The wind caught the canvas roof like a sail, the material whipping around violently as we tried to anchor it. We both danced around the edge of the shieling trying to keep it down, the wind billowing up from the open doors below. After a long struggle – and collecting a few additional rocks – it was finally in place, yet threatened to blow off any time. The rain was now driving hard and the wind getting stronger. Bran refused to come inside the shieling, as he was terrified by the horrendous noise made by the sheets flapping and cracking violently in the wind. It sounded as if a freight train was passing overhead and, although there was only a few feet between us, Anne and I had to shout our conversation to each other.
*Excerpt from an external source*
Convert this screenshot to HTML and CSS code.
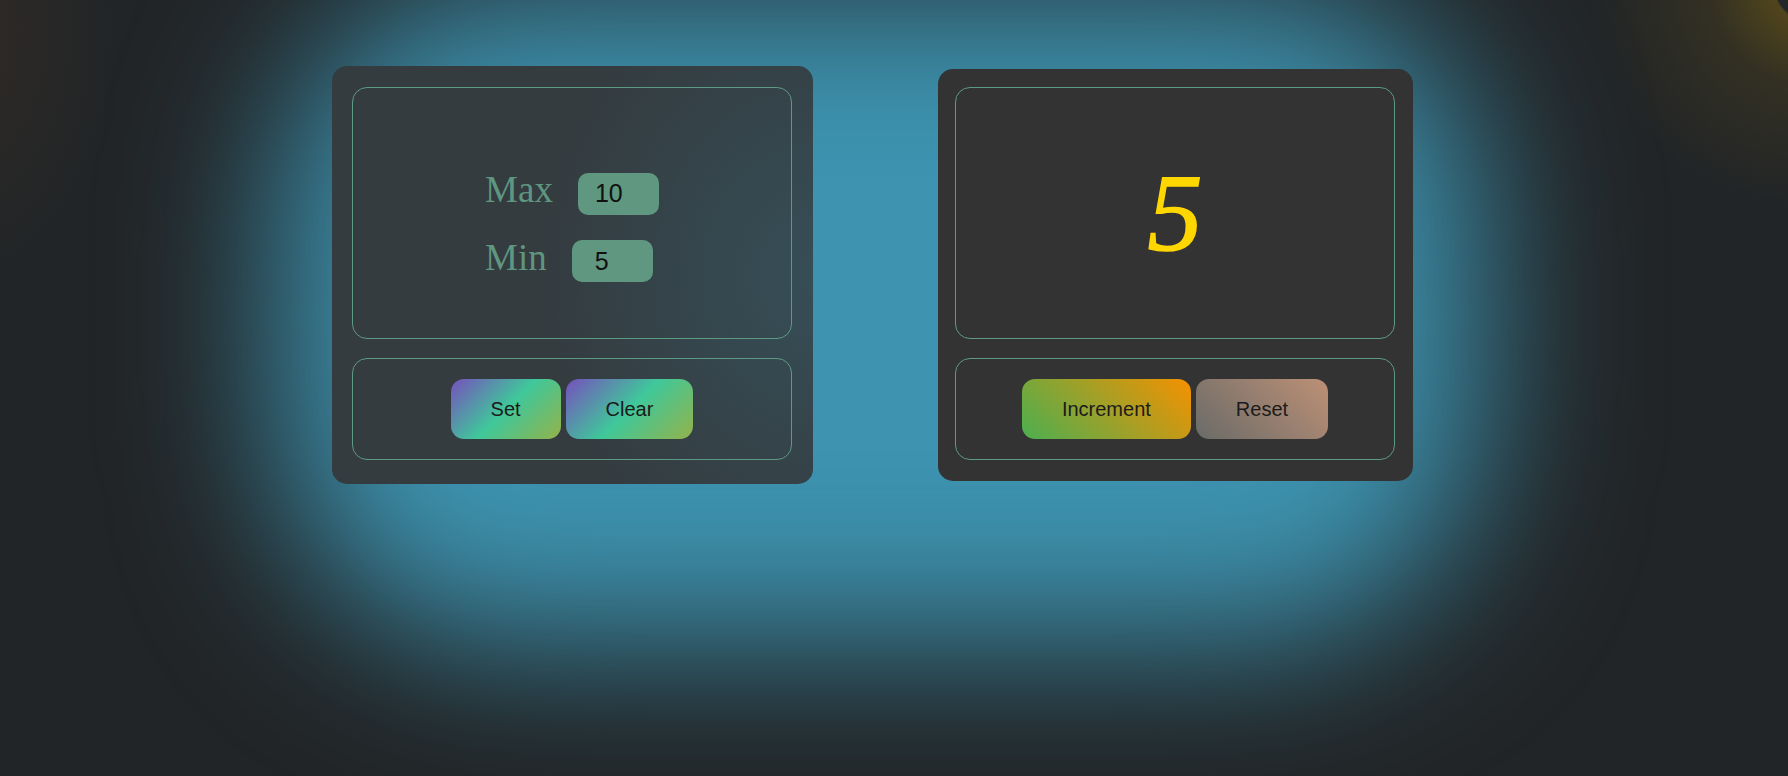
FILE: index.html
```html
<!DOCTYPE html>
<html lang="en">
<head>
<meta charset="utf-8">
<title>Counter</title>
<link rel="stylesheet" href="styles.css">
</head>
<body>
<div class="stage">
  <section class="card card--config">
    <div class="panel panel--fields">
      <div class="fields">
        <div class="field">
          <label class="field-label" for="max">Max</label>
          <input id="max" class="field-input field-input--max" type="text" value="10">
        </div>
        <div class="field">
          <label class="field-label" for="min">Min</label>
          <input id="min" class="field-input field-input--min" type="text" value="5">
        </div>
      </div>
    </div>
    <div class="panel panel--actions">
      <button class="btn btn--set">Set</button>
      <button class="btn btn--clear">Clear</button>
    </div>
  </section>
  <section class="card card--counter">
    <div class="panel panel--display">
      <span class="count">5</span>
    </div>
    <div class="panel panel--actions">
      <button class="btn btn--inc">Increment</button>
      <button class="btn btn--reset">Reset</button>
    </div>
  </section>
</div>
</body>
</html>
```
FILE: styles.css
```css
html, body {
  margin: 0;
  height: 100%;
}

body {
  overflow: hidden;
  font-family: "Liberation Sans", Arial, sans-serif;
  background:
    radial-gradient(circle at 1810px -15px, #24272a 0 35px, rgba(88, 74, 26, 0.85) 37px, rgba(72, 62, 30, 0.45) 100px, rgba(60, 50, 30, 0) 220px),
    radial-gradient(ellipse 150px 240px at -40px 30px, rgba(70, 50, 36, 0.4), rgba(70, 50, 36, 0) 100%),
    #222527;
}

.stage {
  position: relative;
  z-index: 0;
  display: flex;
  align-items: center;
  gap: 125px;
  padding: 66px 0 0 332px;
}

.stage::before {
  content: "";
  position: absolute;
  left: 280px;
  top: -10px;
  width: 1200px;
  height: 650px;
  background: #3d93b0;
  border-radius: 220px;
  filter: blur(80px);
  z-index: -1;
}

.card {
  display: flex;
  flex-direction: column;
  gap: 19px;
  background: #333333;
  border-radius: 15px;
}

.card--config {
  padding: 21px 21px 24px 20px;
  background:
    radial-gradient(ellipse 55% 75% at 100% 50%, rgba(62, 149, 179, 0.2), rgba(62, 149, 179, 0) 100%),
    #343c40;
}

.card--counter {
  padding: 18px 18px 21px 17px;
}

.panel {
  width: 440px;
  box-sizing: border-box;
  border: 1px solid #5d9a84;
  border-radius: 15px;
}

.panel--fields {
  height: 252px;
  padding-top: 80px;
  display: flex;
  justify-content: center;
  align-items: flex-start;
}

.fields {
  display: flex;
  flex-direction: column;
  gap: 21px;
}

.field {
  display: flex;
  align-items: baseline;
}

.field-label {
  font-family: "Liberation Serif", "Times New Roman", serif;
  font-size: 37px;
  color: #5e9680;
  margin-right: 25px;
}

.field-input {
  width: 81px;
  height: 42px;
  box-sizing: border-box;
  border: none;
  border-radius: 10px;
  background: #5f9780;
  font: 25px "Liberation Sans", Arial, sans-serif;
  color: #111111;
  padding: 0 0 0 17px;
  margin: 0;
  outline: none;
}

.field-input--min {
  padding-left: 23px;
}

.panel--display {
  height: 252px;
  display: flex;
  align-items: center;
  justify-content: center;
}

.count {
  font-family: "Liberation Serif", "Times New Roman", serif;
  font-style: italic;
  font-size: 110px;
  line-height: 1;
  color: #ffd700;
  -webkit-text-stroke: 1.5px #ffd700;
}

.panel--actions {
  height: 102px;
  display: flex;
  align-items: center;
  justify-content: center;
  gap: 5px;
}

.btn {
  height: 60px;
  padding: 0 40px;
  margin: 0;
  border: none;
  border-radius: 13px;
  font: 20px "Liberation Sans", Arial, sans-serif;
  color: #1b1b1b;
}

.btn--set,
.btn--clear {
  background: linear-gradient(135deg, #7650be 0%, #3fc89a 50%, #94b24a 100%);
}

.btn--inc {
  background: linear-gradient(45deg, #4caf50 0%, #f59100 100%);
}

.btn--reset {
  background: linear-gradient(45deg, #6a6b68 0%, #bd9076 100%);
}
```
Amidst the chaos of the storm, Anne lit a fire using dried peat and boiled water that she had collected from the loch. After two cups of warm Darjeeling tea, we reached the decision that staying out on the moor in this weather was probably not advisable.
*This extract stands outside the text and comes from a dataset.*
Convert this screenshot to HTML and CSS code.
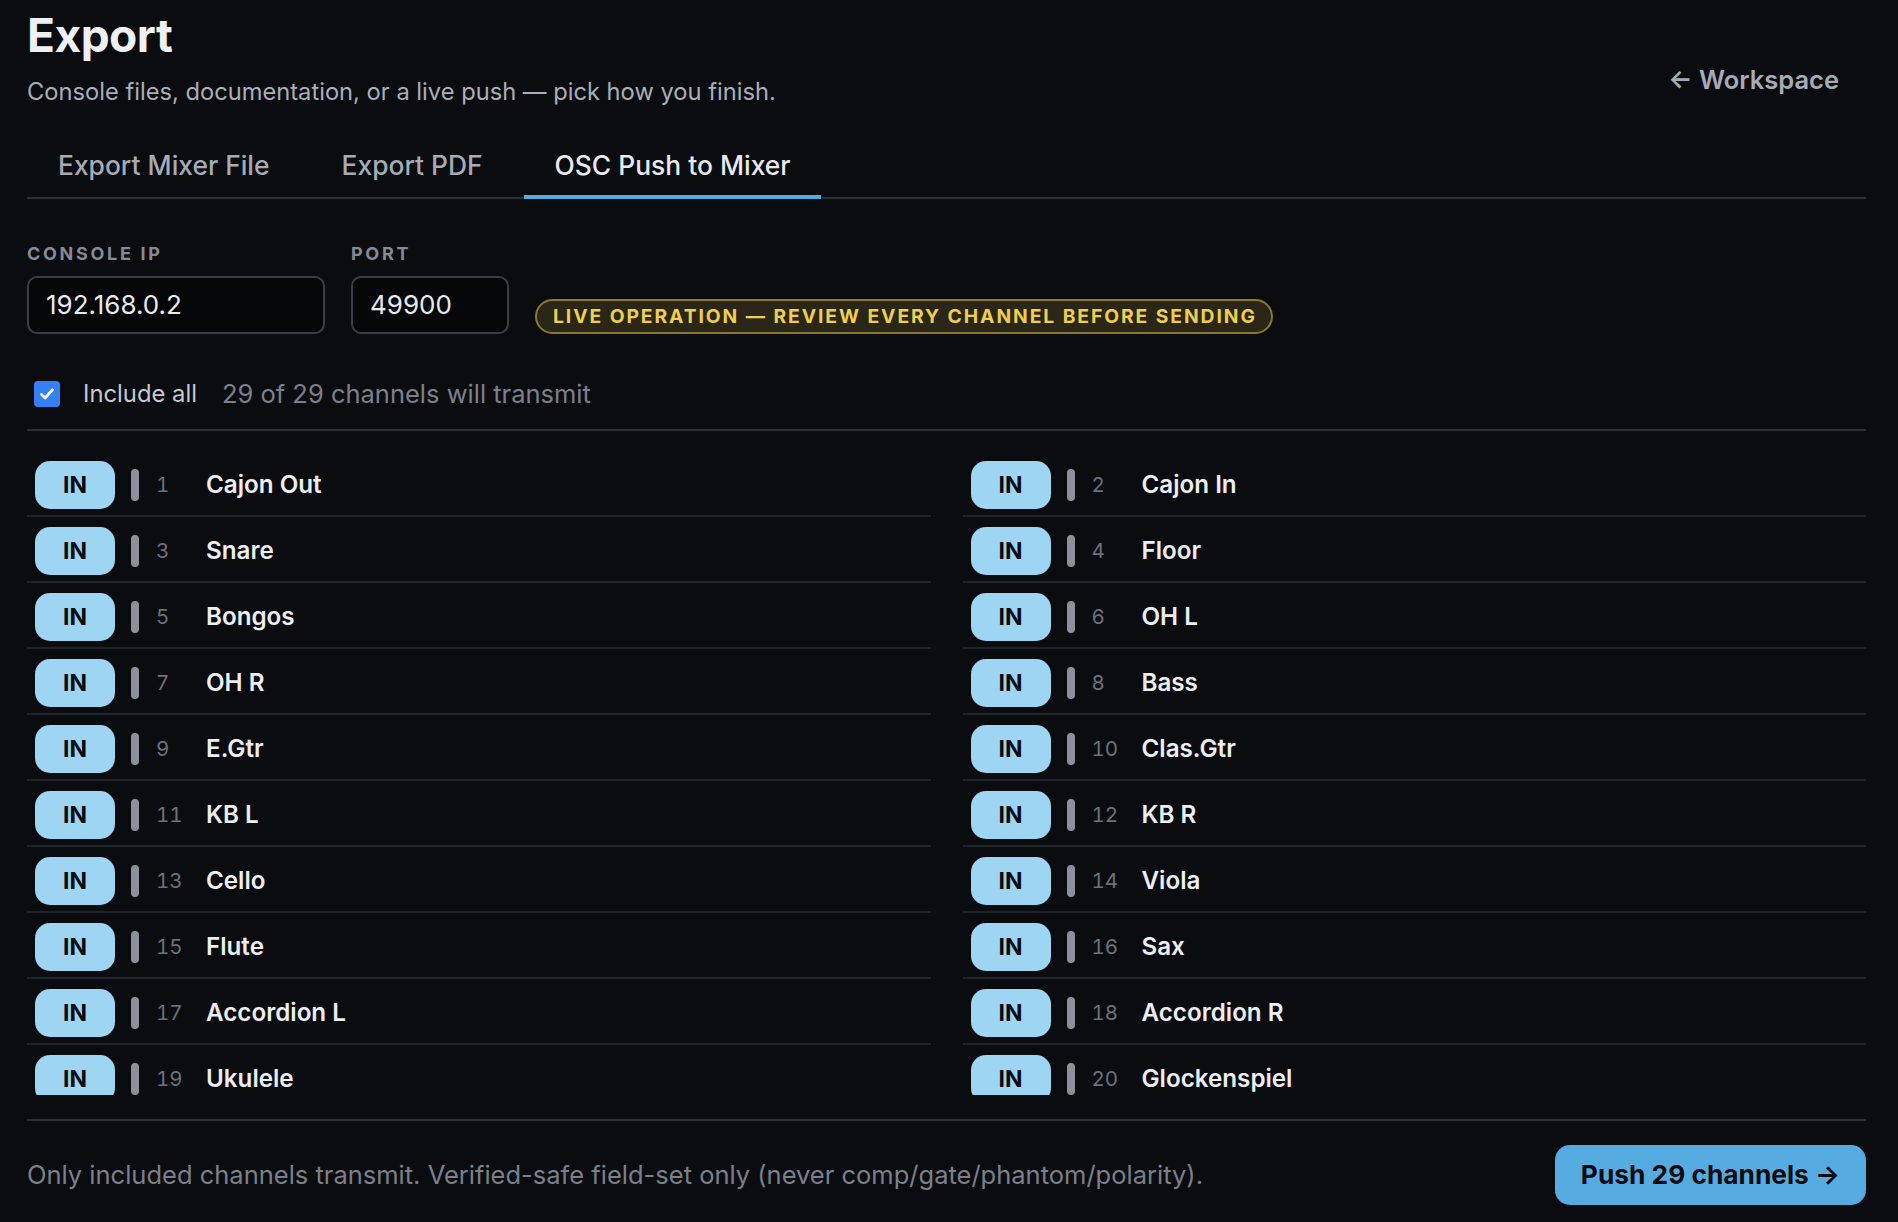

While a quick meal cooked over the peat fire, filling the shieling with smoke, I examined the walls and noticed the carvings for the first time. The oldest – from 1821 – marked the date that the shieling was rebuilt from an earlier structure and another from 1921 commemorated this date. Anne was hopeful that she might add 2021 to the walls of the shieling, which were otherwise bare, save for a carving of a deer and the initials of those who had come before, including the much-loved Gaelic poet, Peter Campbell. Looking out through the open door facing out of the wind, I gazed out onto the moor while slowly starting to warm up. Time seemed briefly to have stopped. With our meal over, we knew that there were only a few hours of light left and that if we didn’t leave soon, we would be forced to walk across the land in darkness, a prospect that could prove dangerous. Still exhausted from our exertions, we packed the roofing materials away and began our long journey back. In my tiredness, I fell into a hollow, my body sinking into a hidden river, a caochan, up to my waist. Completely unexpected, it forced me to focus. Recovering quickly, we forded a succession of rivers and made our way towards the coastline and the village of Bragar beyond. In our tired state, we still managed to make good time.
The light turned from blue to grey to black and as we finally left the moor I had to make use of a torch to see the path in front of me, very thankful that I had Anne as a guide over the unfamiliar terrain. For days after I would be reminded of the journey, as the smell of peat smoke rose again from my belongings; but the memory of experiencing the moor in all weathers I will carry with me for years to come. A few years would pass before I returned to Lewis and Harris, this time with my wife, Jessica. We were on the island to visit friends, to travel out to St Kilda where I was making images for a book, and to spend some time in Stornoway where I’d been offered an interview for a new role at An Lanntair Arts Centre as a curator and help/mentor working with artists from across the Outer Hebrides.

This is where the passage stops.